HealthLawProf Blog

Editor: Katharine Van Tassel
Case Western Reserve University School of Law

Wednesday, January 20, 2021

Aging Out: Elderly Defendants and International Crimes

Caroline Davidson (Willamette University), Aging Out: Elderly Defendants and International Crimes, 61(1) Va. J. Int’l L. (2020):

One of the most salient characteristics of international criminal justice is delay. Whether at international tribunals, hybrid “internationalized” courts, or domestic ones, seldom do courts reach or adjudicate atrocity crimes quickly. Although much has been said about the speed or lack thereof of international criminal trials, little attention has been given to the almost inevitable side effect of the slow pace of international criminal justice: elderly defendants and prisoners. This Article attempts to fill this void. It explores the human rights implications of prosecuting and punishing elderly, and often extremely elderly, atrocity perpetrators and the degree to which prosecution of elderly alleged atrocity criminals furthers the objectives of international criminal justice. Whereas international human rights law recognizes that criminal proceedings must accommodate the special needs of the elderly person on trial and that serious physical or mental ailments can render prosecution and incarceration inhumane, at present, age alone is no impediment to prosecution or punishment. Age is, however, a permissible consideration at sentencing or reviews thereof. Further complicating matters, there is a tension between age-related arguments in favor of release or home confinement of defendants and prisoners and human rights norms demanding the investigation, prosecution, and punishment of perpetrators of atrocity crimes.

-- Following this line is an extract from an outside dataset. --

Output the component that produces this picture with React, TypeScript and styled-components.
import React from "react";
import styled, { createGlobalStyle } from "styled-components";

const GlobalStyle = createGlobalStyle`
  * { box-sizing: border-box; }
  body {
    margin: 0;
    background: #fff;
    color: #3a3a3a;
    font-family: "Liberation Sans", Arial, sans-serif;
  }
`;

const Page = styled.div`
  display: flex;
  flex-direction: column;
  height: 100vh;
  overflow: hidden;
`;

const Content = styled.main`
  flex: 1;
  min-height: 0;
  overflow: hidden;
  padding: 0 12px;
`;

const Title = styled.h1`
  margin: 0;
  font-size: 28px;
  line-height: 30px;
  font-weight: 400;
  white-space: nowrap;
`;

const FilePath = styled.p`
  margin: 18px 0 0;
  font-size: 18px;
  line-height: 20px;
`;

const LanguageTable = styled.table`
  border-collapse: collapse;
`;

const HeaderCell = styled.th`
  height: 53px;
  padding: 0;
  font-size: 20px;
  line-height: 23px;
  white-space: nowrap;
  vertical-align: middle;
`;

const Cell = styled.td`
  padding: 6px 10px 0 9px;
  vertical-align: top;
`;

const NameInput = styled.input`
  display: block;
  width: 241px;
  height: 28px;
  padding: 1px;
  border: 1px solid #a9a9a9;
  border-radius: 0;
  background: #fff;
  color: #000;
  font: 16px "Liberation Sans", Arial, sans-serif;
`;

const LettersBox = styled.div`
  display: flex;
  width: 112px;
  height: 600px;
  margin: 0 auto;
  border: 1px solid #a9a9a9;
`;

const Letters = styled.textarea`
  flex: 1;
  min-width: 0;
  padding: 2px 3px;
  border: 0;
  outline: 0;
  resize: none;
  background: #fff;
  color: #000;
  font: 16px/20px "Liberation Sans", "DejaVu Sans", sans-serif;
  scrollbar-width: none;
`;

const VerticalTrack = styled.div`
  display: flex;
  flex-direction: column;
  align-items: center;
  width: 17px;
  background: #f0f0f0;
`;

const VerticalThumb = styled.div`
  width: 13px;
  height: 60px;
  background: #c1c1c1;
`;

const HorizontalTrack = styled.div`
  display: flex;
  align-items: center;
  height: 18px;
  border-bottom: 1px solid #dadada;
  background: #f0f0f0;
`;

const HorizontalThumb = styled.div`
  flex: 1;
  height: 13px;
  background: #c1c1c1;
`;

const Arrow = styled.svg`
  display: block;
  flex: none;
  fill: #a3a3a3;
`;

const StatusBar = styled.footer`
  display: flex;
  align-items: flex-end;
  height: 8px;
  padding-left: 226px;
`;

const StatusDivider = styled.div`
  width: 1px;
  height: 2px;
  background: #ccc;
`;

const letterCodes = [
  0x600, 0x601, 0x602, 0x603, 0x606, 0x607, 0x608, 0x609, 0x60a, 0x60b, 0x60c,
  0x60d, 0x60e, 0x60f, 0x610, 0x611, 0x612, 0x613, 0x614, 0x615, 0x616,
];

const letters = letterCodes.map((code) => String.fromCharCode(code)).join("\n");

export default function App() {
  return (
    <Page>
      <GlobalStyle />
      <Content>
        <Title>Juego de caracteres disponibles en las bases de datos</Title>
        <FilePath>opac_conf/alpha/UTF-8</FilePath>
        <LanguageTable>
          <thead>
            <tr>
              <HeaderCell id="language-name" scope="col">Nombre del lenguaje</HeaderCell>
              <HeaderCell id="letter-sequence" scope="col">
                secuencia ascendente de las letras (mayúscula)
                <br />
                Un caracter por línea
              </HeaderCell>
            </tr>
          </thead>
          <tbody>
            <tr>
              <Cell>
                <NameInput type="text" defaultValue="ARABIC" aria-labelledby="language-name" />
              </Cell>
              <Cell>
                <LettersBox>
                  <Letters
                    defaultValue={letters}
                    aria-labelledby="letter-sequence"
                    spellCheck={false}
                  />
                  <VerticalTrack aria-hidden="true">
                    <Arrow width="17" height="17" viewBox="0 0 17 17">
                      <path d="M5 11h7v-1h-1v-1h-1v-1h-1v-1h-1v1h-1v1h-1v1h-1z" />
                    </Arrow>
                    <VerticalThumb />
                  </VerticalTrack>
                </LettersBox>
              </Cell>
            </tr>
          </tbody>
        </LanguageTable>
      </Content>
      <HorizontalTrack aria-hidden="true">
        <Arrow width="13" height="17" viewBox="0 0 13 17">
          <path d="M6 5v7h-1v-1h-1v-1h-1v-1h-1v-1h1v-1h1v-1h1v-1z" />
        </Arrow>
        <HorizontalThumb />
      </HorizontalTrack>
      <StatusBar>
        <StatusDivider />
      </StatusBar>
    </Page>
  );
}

This Article contends that, in most instances, prosecution and, if convicted, punishment of now-elderly perpetrators of atrocities comports with international human rights law and further the aims of international criminal justice, including retribution, deterrence, and even incapacitation. Moreover, they serve important expressive and didactic functions. However, there are limits. To pursue imprisonment in the face of a stark incompatibility with the medical needs of an elderly defendant or prisoner would betray the human rights obligations owed the elderly and prisoners alike and impede the important human rights-affirming function of atrocity prosecutions. Judges thus must continue to engage in the messy task of assessing the physical and mental health needs of elderly defendants and prisoners and the adequacy of institutions and resources to accommodate them. Wherever possible, even if meaningful punishment cannot be reconciled with the humane treatment of the elderly defendant, perpetrators should be still be prosecuted. These prosecutions, though likely unsatisfying to victims and families their families, send a message of condemnation of the conduct—these crimes are sufficiently grave that they merit our attention, regardless of the passage of time or the age of the defendant—and of educating the public about atrocities and the circumstances that gave rise to them.